O‘Kane grinned back. “What do you say we talk Roscoe into going into town tonight?”
And then it was the morning routine. Say goodnight to Nick and Pat, who were just coming off their shift, and hello to Mr. McCormick, bent up double like a pretzel in his bed; then it was strip off Mr. McCormick’s nightgown and swab up the mess he’d left on the sheets, pack the whole business up for the laundress and give Mr. McCormick his shower bath, and all the while O‘Kane thinking about Robert Ogilvie, director of the Peachtree Asylum in Stone Mountain, Georgia, who suspended all his catatonics on a rack in a big metal tub, day and night, and just changed the water when it got mucked up. No stains, no smells, no laundry — just a plug and a faucet. Now that was progress.
“He’s not looking real good this morning,” O‘Kane observed when they first walked into the room and stood over the fouled bed and saw the position Mr. McCormick had got himself into.
Mart was oblivious. He merely bobbed his big head with the hair dried round it in a fringe and stared down at their employer as if he were a piece of furniture. “I’ve seen him worse.”

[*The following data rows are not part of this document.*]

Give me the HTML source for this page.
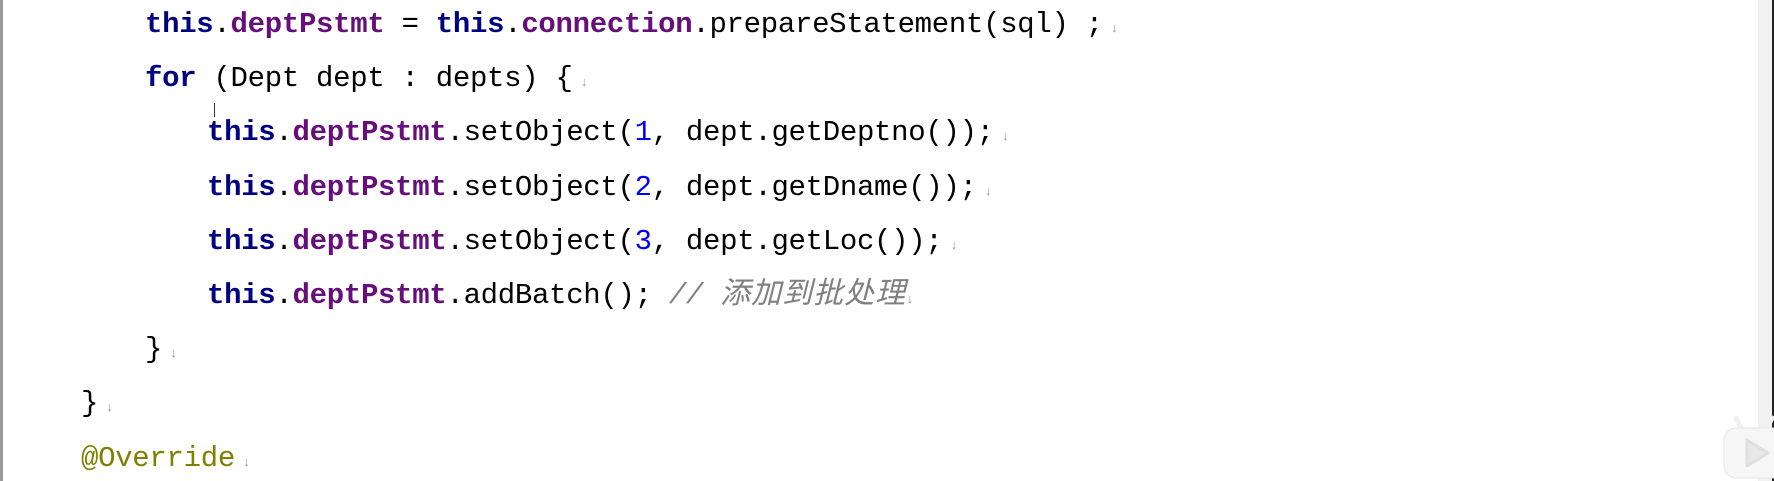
<!DOCTYPE html>
<html><head><meta charset="utf-8"><style>
body{margin:0;width:1774px;height:481px;background:#fff;overflow:hidden;position:relative;font-family:"Liberation Mono","Noto Sans CJK SC",monospace;}
.l{position:absolute;white-space:pre;font-size:29px;letter-spacing:-0.3px;color:#000;line-height:30px;}
.k{color:#000080;font-weight:bold}
.f{color:#660e7a;font-weight:bold}
.n{color:#0000ff}
.c{color:#808080;font-style:italic}
.cj{font-size:30px;letter-spacing:1px}
.a{color:#808000}
.m{color:#999;font-size:13px;letter-spacing:0}
</style></head><body>
<div style="position:absolute;left:0;top:0;width:3px;height:481px;background:#999"></div>
<div style="position:absolute;left:1758px;top:0;width:14px;height:481px;background:#f1f1f1"></div>
<div style="position:absolute;left:1772px;top:0;width:2px;height:481px;background:#222"></div>
<div class="l" style="left:145px;top:10px"><span class="k">this</span>.<span class="f">deptPstmt</span> = <span class="k">this</span>.<span class="f">connection</span>.prepareStatement(sql) ;<span class="m"> ↓</span></div>
<div class="l" style="left:145px;top:64px"><span class="k">for</span> (Dept dept : depts) {<span class="m"> ↓</span></div>
<div class="l" style="left:207px;top:118px"><span class="k">this</span>.<span class="f">deptPstmt</span>.setObject(<span class="n">1</span>, dept.getDeptno());<span class="m"> ↓</span></div>
<div class="l" style="left:207px;top:173px"><span class="k">this</span>.<span class="f">deptPstmt</span>.setObject(<span class="n">2</span>, dept.getDname());<span class="m"> ↓</span></div>
<div class="l" style="left:207px;top:227px"><span class="k">this</span>.<span class="f">deptPstmt</span>.setObject(<span class="n">3</span>, dept.getLoc());<span class="m"> ↓</span></div>
<div class="l" style="left:207px;top:281px"><span class="k">this</span>.<span class="f">deptPstmt</span>.addBatch(); <span class="c">// <span class="cj">添加到批处理</span></span><span class="m">↓</span></div>
<div class="l" style="left:145px;top:335px">}<span class="m"> ↓</span></div>
<div class="l" style="left:81px;top:389px">}<span class="m"> ↓</span></div>
<div class="l a" style="left:81px;top:444px">@Override<span class="m"> ↓</span></div>
<div style="position:absolute;left:214px;top:103px;width:1px;height:14px;background:#333"></div>
<svg style="position:absolute;left:1722px;top:412px" width="52" height="69" viewBox="0 0 52 69">
<path d="M20 18 L14 6 M44 18 L50 6" stroke="#f0f0f0" stroke-width="5" stroke-linecap="round"/>
<rect x="2" y="16" width="60" height="50" rx="12" fill="#f6f6f6" stroke="#e6e6e6"/>
<path d="M25 28 L25 54 L46 41 Z" fill="#e8e8e8" stroke="#e0e0e0" stroke-linejoin="round" stroke-width="3"/>
</svg>
</body></html>
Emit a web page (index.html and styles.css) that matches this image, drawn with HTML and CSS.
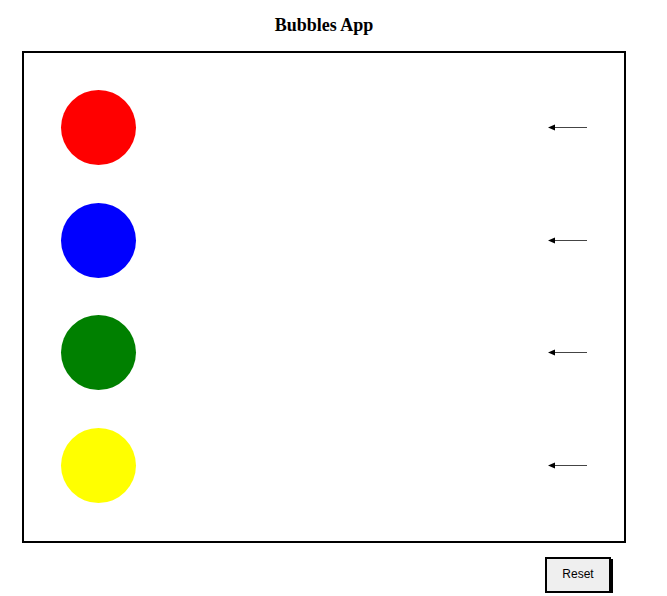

Sometime during the night Mr. McCormick had hunched himself up like a fetus in the womb, and he’d managed to lock one foot behind the other in a way that looked uncomfortable, painful even — the sort of thing you’d expect from a swami or contortionist. He was breathing hard, his ribs heaving as if he’d just come back from a ten-mile run, and his eyes were open and staring and his hands locked together in an unbreakable clasp, but he didn’t respond to them at all. They had no choice but to lift him out of bed as he was, a hand each under his armpit and buttock, and haul him over to the shower bath where the water would take some of the crust off him and they could get at the rest of it with a bar of Palm Olive soap and the scrub brushes, and it wasn’t any different from any other day, but for the pose he was in. Still and all, it was a strange sensation to have to drag a man around like that, a grown naked man worth nobody knew how many millions and as lifeless as a side of beef hanging from a meathook. Only his eyes were alive, and they didn’t register much — the quickest jump to the needles of water in the shower bath or the light bulging at the windows and then back to nothing.
It was eerie. Unsettling. No matter how often O‘Kane experienced it or how many patients he’d seen like this — and he’d bathed them one after another at the Boston Lunatic Asylum, twenty at a time, hosing them down afterward like hogs in a pen — it still affected him. How could anybody live like that? Be like that? And what did it take for the mechanism to break down, for the normal to become abnormal, for a man like Mr. McCormick, who had everything and more, to lose even the faculty of knowing it?
“I wish he’d come out of it, Mart,” he said after they’d set him down on his side under the spray of the shower bath. “Even if he got violent again — anything.”
“Are you kidding?” Mart rubbed the spot over his left eye where their employer had slugged him on the train. Steam rose from the floor. Water hissed against the tiles. Mr. McCormick, his skin glistening and the hair a dark skullcap pressed to his temples and creeping up the back of his neck, began to grunt softly.
“Think about it, Mart — he’s Stanley McCormick, one of the richest men in the world, and he doesn’t even know it. I mean, I’ve been so blind drunk I didn’t know where I was and I’ve slept in an alley once and one time I woke up on the beach with a bunch of crabs scuttling all over me, but I knew right away I was Eddie O‘Kane.”
Mart didn’t seem to grasp the point. He just stared down at the hunched-up shape on the naked tiles and began to shake his head. “I wish he’d stay like this forever, nice and quiet.” And then he lowered his voice, because you could never tell what Mr. McCormick was thinking or what he might retain. “If he gets well he won’t need us anymore, that’s for sure — and then where would we be?”